Biblische Lieder und polnische Mazurken: Diese ungewöhnliche, aber durchaus passende und hochinteressante Verknüpfung präsentierten Barbara Goschenhofer, Sopran, und Armin Fuchs, Klavier, im gut besuchten Schüttbau in Rügheim.
Sehnsucht nach der Heimat und Nationalstolz klingen aus der Musik der beiden slawischen Komponisten Antonín Dvorak und Frédéric Chopin. Dvorak komponierte die „Biblischen Lieder“ im Jahr 1894 fern der Heimat. Der Böhme war dem Ruf in die Neue Welt gefolgt, wo er am National Conservatory of Music in New York von 1892 bis 1895 die Stelle des Direktors innehatte. Während dieser Zeit litt Dvorak unter großem Heimweh, war mit mehreren Todesfällen aus seinem näheren Umkreis konfrontiert und befand sich in einer schwierigen wirtschaftlichen Lage.
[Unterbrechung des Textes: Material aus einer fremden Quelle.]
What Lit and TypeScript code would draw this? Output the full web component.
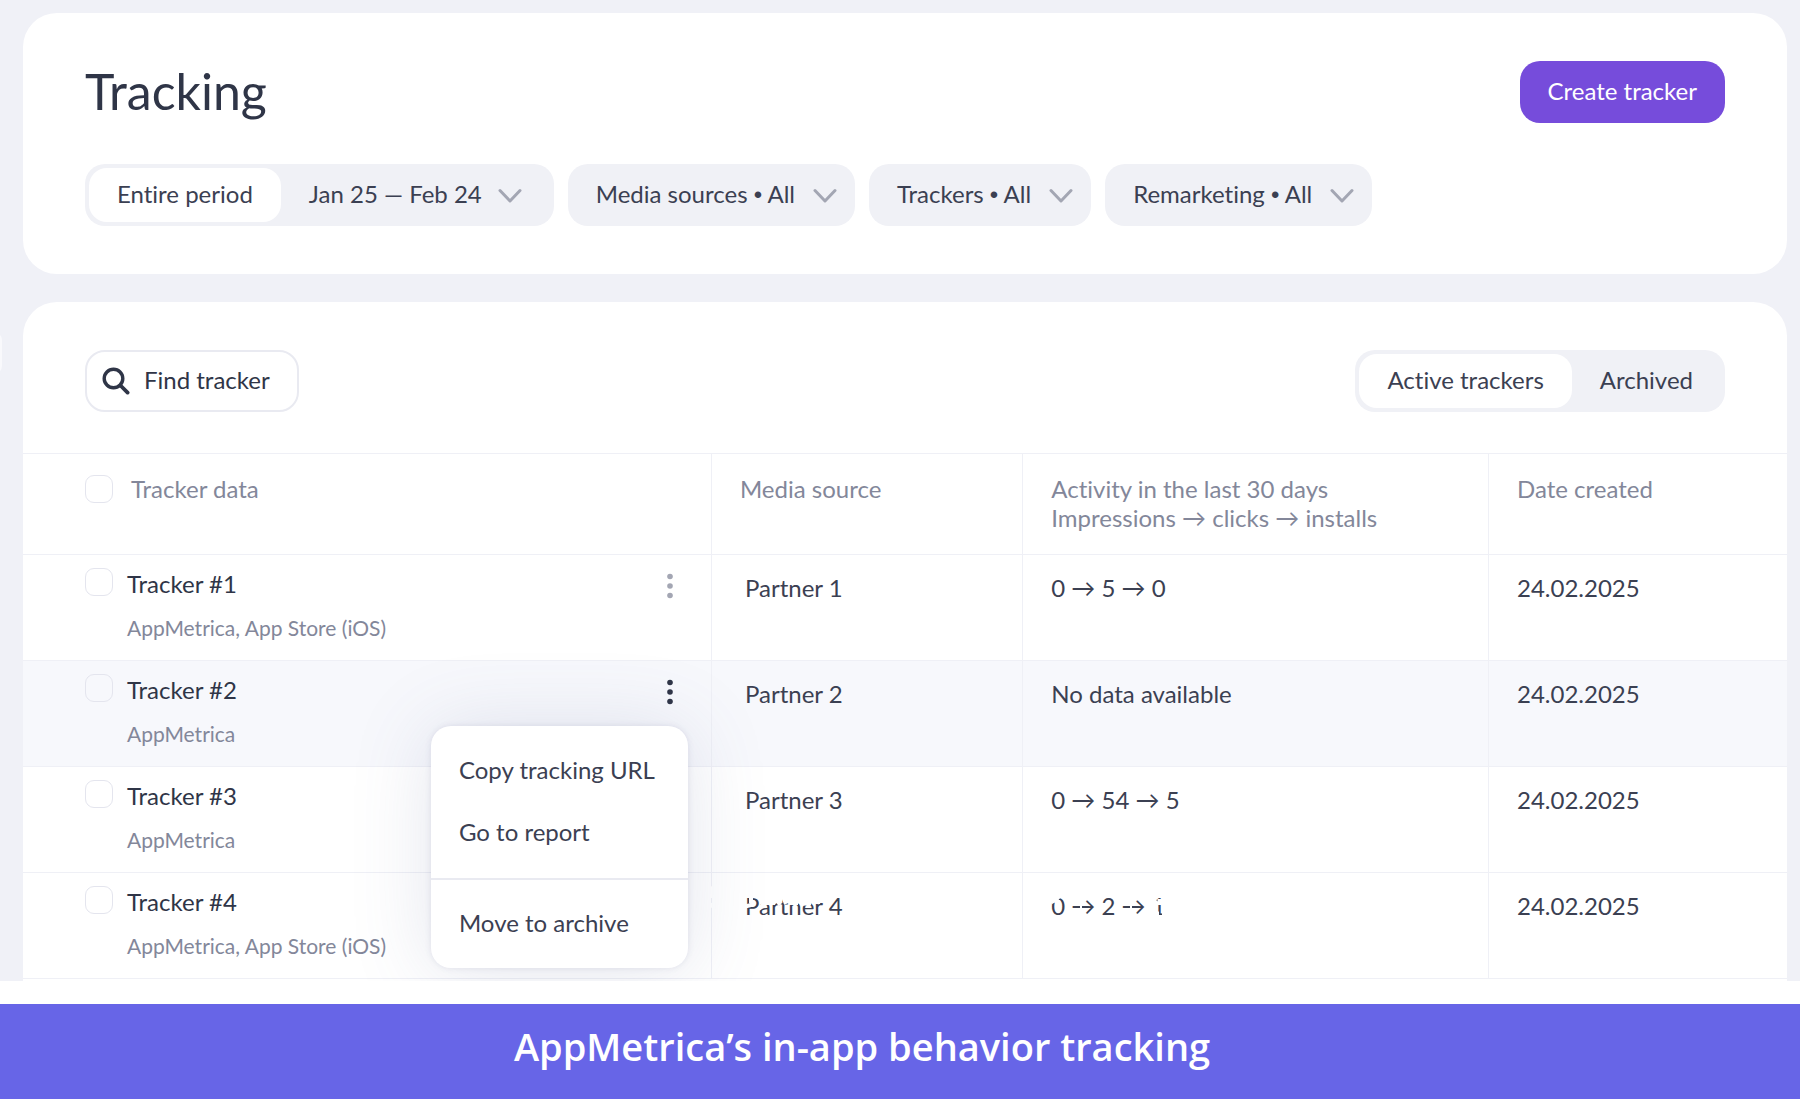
import { LitElement, html, css, svg } from "lit";
import { customElement } from "lit/decorators.js";

interface Tracker {
  name: string;
  platforms: string;
  partner: string;
  activity: string;
  date: string;
  active?: boolean;
}

const TRACKERS: Tracker[] = [
  { name: "Tracker #1", platforms: "AppMetrica, App Store (iOS)", partner: "Partner 1", activity: "0 → 5 → 0", date: "24.02.2025" },
  { name: "Tracker #2", platforms: "AppMetrica", partner: "Partner 2", activity: "No data available", date: "24.02.2025", active: true },
  { name: "Tracker #3", platforms: "AppMetrica", partner: "Partner 3", activity: "0 → 54 → 5", date: "24.02.2025" },
  { name: "Tracker #4", platforms: "AppMetrica, App Store (iOS)", partner: "Partner 4", activity: "0 → 2 → 1", date: "24.02.2025" },
];

const chevron = svg`<svg class="chevron" viewBox="0 0 24 16" width="24" height="16" aria-hidden="true">
  <path d="M2 2.5 12 13 22 2.5" fill="none" stroke="#a3a6b3" stroke-width="3" stroke-linecap="round" stroke-linejoin="round"/></svg>`;

const lens = svg`<svg viewBox="0 0 28 28" width="28" height="28" aria-hidden="true">
  <circle cx="11.5" cy="11.5" r="9.3" fill="none" stroke="#2f3547" stroke-width="3.4"/>
  <path d="M18.5 18.5 25.6 25.6" stroke="#2f3547" stroke-width="3.8" stroke-linecap="round"/></svg>`;

const dots = svg`<svg viewBox="0 0 8 28" width="8" height="28" aria-hidden="true" fill="currentColor">
  <circle cx="4" cy="4.5" r="2.8"/><circle cx="4" cy="14" r="2.8"/><circle cx="4" cy="23.5" r="2.8"/></svg>`;

// White worn patches over the last row's values.
const partnerWear = svg`<svg class="wear" viewBox="0 0 100 30" width="100" height="30" aria-hidden="true" fill="none" stroke="#fff" stroke-width="4">
  <path d="M0 15.5 6 14M6 5v7M14 18l7-8M20 12h10M31 6l4 8M38 5l3 8M44 12h9M56 13l10-1M67 11h8M82 5l4 4"/></svg>`;
const activityWear = svg`<svg class="wear" viewBox="0 0 120 30" width="120" height="30" aria-hidden="true" fill="none" stroke="#fff" stroke-width="5">
  <path d="M0 11 8 5M3 8l5 4"/><path d="M30 19v-7M80 19v-7" stroke-width="2"/><path d="M101 14l5-4M109 8v6M103 23h5M111 23h6"/></svg>`;

@customElement("app-root")
export class AppRoot extends LitElement {
  static styles = css`
    :host {
      display: block;
      font-family: Lato, "Noto Sans", "DejaVu Sans", sans-serif;
      font-size: 24px;
      line-height: 29px;
      font-variant-ligatures: none;
      color: #3b4052;
    }
    * { box-sizing: border-box; }
    button, input { font: inherit; color: inherit; font-variant-ligatures: none; }
    button { border: 0; background: none; padding: 0; margin: 0; cursor: pointer; white-space: nowrap; }
    .page { position: relative; overflow: hidden; background: #f0f1f7; padding: 13px 13px 0 23px; display: flex; flex-direction: column; gap: 28px; }
    .edge { position: absolute; left: -18px; top: 332px; width: 20px; height: 42px; border-radius: 8px; background: #f9f9fc; }
    .card { background: #fff; border-radius: 34px; }
    .head { padding: 48px 62px; display: flex; flex-direction: column; gap: 41px; }
    .bar { display: flex; align-items: center; justify-content: space-between; }
    h1 { margin: 0; font-size: 50px; line-height: 60px; padding-bottom: 2px; font-weight: 400; color: #2f3547; }
    .create { height: 62px; padding: 0 28px 3px; border-radius: 20px; background: #764cdb; color: #fff; }
    .filters { display: flex; gap: 14px; }
    .group { display: flex; background: #f0f1f6; border-radius: 20px; padding: 4px; }
    .segment { height: 54px; padding: 0 28px 3px; border-radius: 18px; display: flex; align-items: center; gap: 16px; }
    .on { background: #fff; }
    .filter { height: 62px; padding: 0 18px 3px 28px; border-radius: 20px; background: #f0f1f6; display: flex; align-items: center; gap: 18px; }
    .chevron { position: relative; top: 2px; }
    .bullet { font-family: "Liberation Sans", sans-serif; line-height: 24px; }
    .list { border-radius: 34px 34px 0 0; }
    .tools { padding: 48px 62px 41px; }
    .find { display: flex; align-items: center; gap: 14px; height: 62px; width: 214px; padding: 0 15px; border: 2px solid #e9eaf1; border-radius: 20px; }
    .find input { width: 100%; min-width: 0; border: 0; outline: 0; padding: 0 0 3px; background: none; }
    .find input::placeholder { color: #2f3547; opacity: 1; }
    .find svg { flex: none; }
    table { width: 100%; border-collapse: separate; border-spacing: 0; table-layout: fixed; }
    th, td { border-top: 1px solid #eff0f6; border-left: 1px solid #eff0f6; text-align: left; vertical-align: top; font-weight: 400; padding: 20px 0 0 28px; }
    th { height: 101px; color: #83879a; }
    td { height: 106px; padding-top: 18px; }
    th:first-child, td:first-child { border-left: 0; padding-left: 62px; }
    .c1 { width: 39%; } .c2 { width: 17.65%; } .c3 { width: 26.4%; }
    tbody td:first-child { padding-top: 13px; }
    .selected td { background: #f7f8fc; }
    td.partner { padding-left: 33px; }
    .pick { display: flex; align-items: center; gap: 18px; }
    input[type="checkbox"] { appearance: none; flex: none; width: 28px; height: 28px; margin: 0; border: 1px solid #e4e5ee; border-radius: 9px; background: transparent; }
    .row { display: flex; align-items: flex-start; gap: 14px; position: relative; }
    .what { flex: 1; padding-top: 1px; }
    .name { display: block; color: #2f3547; }
    .platforms { display: block; font-size: 21px; line-height: 24px; margin-top: 18px; color: #83879a; }
    .more { width: 24px; height: 32px; margin: 2px 29px 0 0; display: grid; place-items: center; color: #a3a6b3; }
    .more.open { color: #2f3547; }
    .menu { position: absolute; z-index: 2; top: 52px; right: 23px; width: 257px; background: #fff; border-radius: 20px; padding: 14px 0 0; display: flex; flex-direction: column; box-shadow: 0 4px 80px rgba(90, 100, 150, 0.17), 0 0 6px rgba(70, 76, 120, 0.12); }
    .item { height: 62px; padding: 0 28px 4px; text-align: left; }
    .last { border-top: 2px solid #e9eaf1; height: 90px; margin-top: 14px; }
    .table-end { height: 3px; border-top: 1px solid #eff0f6; }
    .value { position: relative; }
    .wear { position: absolute; left: 0; top: 0; }
    .ghost { position: absolute; z-index: 1; left: 672px; top: 864px; color: #fff; font: 700 42px/56px "Open Sans", "Noto Sans", sans-serif; pointer-events: none; }
    footer { background: #6765e7; margin-top: 23px; height: 95px; padding: 0 76px 11px 0; display: grid; place-items: center; color: #fff; font: 600 38px/48px "Open Sans", "Noto Sans", sans-serif; }
  `;

  private row(t: Tracker, last: boolean) {
    return html`<tr class=${t.active ? "selected" : ""}>
      <td>
        <div class="row">
          <input type="checkbox" aria-label=${t.name} />
          <div class="what"><span class="name">${t.name}</span><span class="platforms">${t.platforms}</span></div>
          <button class="more ${t.active ? "open" : ""}" aria-label="Actions">${dots}</button>
          ${t.active
            ? html`<div class="menu">
                <button class="item">Copy tracking URL</button>
                <button class="item">Go to report</button>
                <button class="item last">Move to archive</button>
              </div>`
            : ""}
        </div>
      </td>
      <td class="partner"><div class="value">${t.partner}${last ? partnerWear : ""}</div></td>
      <td><div class="value">${t.activity}${last ? activityWear : ""}</div></td>
      <td>${t.date}</td>
    </tr>`;
  }

  render() {
    return html`
      <main class="page">
        <div class="edge"></div>
        <section class="card head">
          <div class="bar"><h1>Tracking</h1><button class="create">Create tracker</button></div>
          <div class="filters">
            <div class="group">
              <button class="segment on">Entire period</button>
              <button class="segment">Jan 25 — Feb 24 ${chevron}</button>
            </div>
            ${["Media sources", "Trackers", "Remarketing"].map(
              (label) => html`<button class="filter"><span>${label} <span class="bullet">•</span> All</span>${chevron}</button>`
            )}
          </div>
        </section>
        <section class="card list">
          <div class="bar tools">
            <label class="find">${lens}<input type="text" placeholder="Find tracker" aria-label="Find tracker" /></label>
            <div class="group">
              <button class="segment on">Active trackers</button>
              <button class="segment">Archived</button>
            </div>
          </div>
          <table>
            <thead>
              <tr>
                <th class="c1"><label class="pick"><input type="checkbox" />Tracker data</label></th>
                <th class="c2">Media source</th>
                <th class="c3">Activity in the last 30 days<br />Impressions → clicks → installs</th>
                <th>Date created</th>
              </tr>
            </thead>
            <tbody>${TRACKERS.map((t, i) => this.row(t, i === TRACKERS.length - 1))}</tbody>
          </table>
          <div class="table-end"></div>
        </section>
        <span class="ghost" aria-hidden="true">ser</span>
      </main>
      <footer>AppMetrica’s in-app behavior tracking</footer>
    `;
  }
}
Seinen „Biblischen Liedern“ legte Dvorak Psalmtexte aus der Kralitzer-Bibel, einer Übersetzung des Alten und Neuen Testamentes ins Tschechische, zugrunde. Die Lieder sprechen von Angst, Not und Leid, aber auch von Hoffnung, Sehnsucht und Gottvertrauen.
As und Os
Barbara Goschenhofer begeisterte mit ihrem ausdrucksstarken Vortrag. Die mit großer Innigkeit in tschechischer Originalsprache gesungenen Lieder rührten die Zuhörer unmittelbar an. Der Klang der tschechischen Sprache verschmolz mit der Musik zu einer wunderbaren Einheit. „Im Tschechischen gibt es viel mehr ,As‘ und ,Os‘“, erläuterte Barbara Goschenhofer, „das ergibt einen ganz anderen Vokalklang als im Deutschen.“
Die in Hofheim praktizierende Ärztin verfügt über eine langjährige Gesangsausbildung. „Meine Vorfahren stammen aus einem Gebiet, wo Tschechen und Deutsche friedlich nebeneinander lebten, und jeder die Sprache des anderen konnte“, erläutert sie ihren Bezug zur tschechischen Sprache. Ihre Eltern, die die Sprache zwar nicht mehr sprechen, doch noch immer verstehen, unterstützten sie beim Erlernen der Lieder.
Die Lesung der deutschen Texte durch Gabriele Heinrich und Pfarrer Gerd Greier trugen ebenfalls zur eindrucksvollen Wirkung bei. Einfühlsam und zurückhaltend widmete Armin Fuchs seine Klavierbegleitung ganz dem gesungenen Wort. Anders dagegen bei seinem Solopart, den Mazurken des polnischen Komponisten Frédéric Chopin.
Hohes Niveau
Eine solch musikalische Darbietung dieser Tänze, wie Armin Fuchs sie bot, ist nur auf hohem spielerischen Niveau möglich. Lebendig, dynamisch, mit einer ganz individuellen Färbung erklangen die Kompositionen. Auch die Auswahl der einzelnen Mazurken korrespondierte trefflich mit den Dvorak-Liedern. Ebenso wie bei diesen erzählte auch hier die Musik von Wehmut, Sehnsucht und Heimweh, aber auch von heiteren, ausgelassenen Stimmungen.
Der aus Polen stammende Chopin lebte in Paris und sehnte sich – ebenso wie Dvorak – schmerzlich nach seinem Heimatland. Seine Mazurken spiegeln Heimatgefühl und Nationalstolz, aber auch seine gesamte Gefühlswelt wider.
Die „Biblischen Lieder“ seien ganz bewusst am 9. November ins Programm genommen worden, sagte Goschenhofer. „Die Psalmen gehören in die alttestamentarische Schriftensammlung und verweisen im Gedenken an die Pogromnacht auf die jüdische Tradition. In den Klagen käme auch die Scham über das Gewesene zum Ausdruck. Das Lob Gottes und die Freude die in den Liedern besungen werden, könnten dagegen auf eine weitere wichtige Bedeutung dieses Datums bezogen werden: dem Fall der Mauer am 9. November 1989.
„Eine raffinierte Idee, diese beiden Komponisten so miteinander zu verknüpfen“, urteilte Anne Meiners aus Burgpreppach. Das Publikum schien der gleichen Meinung und spendete reichlich Applaus für den gelungenen Konzertabend.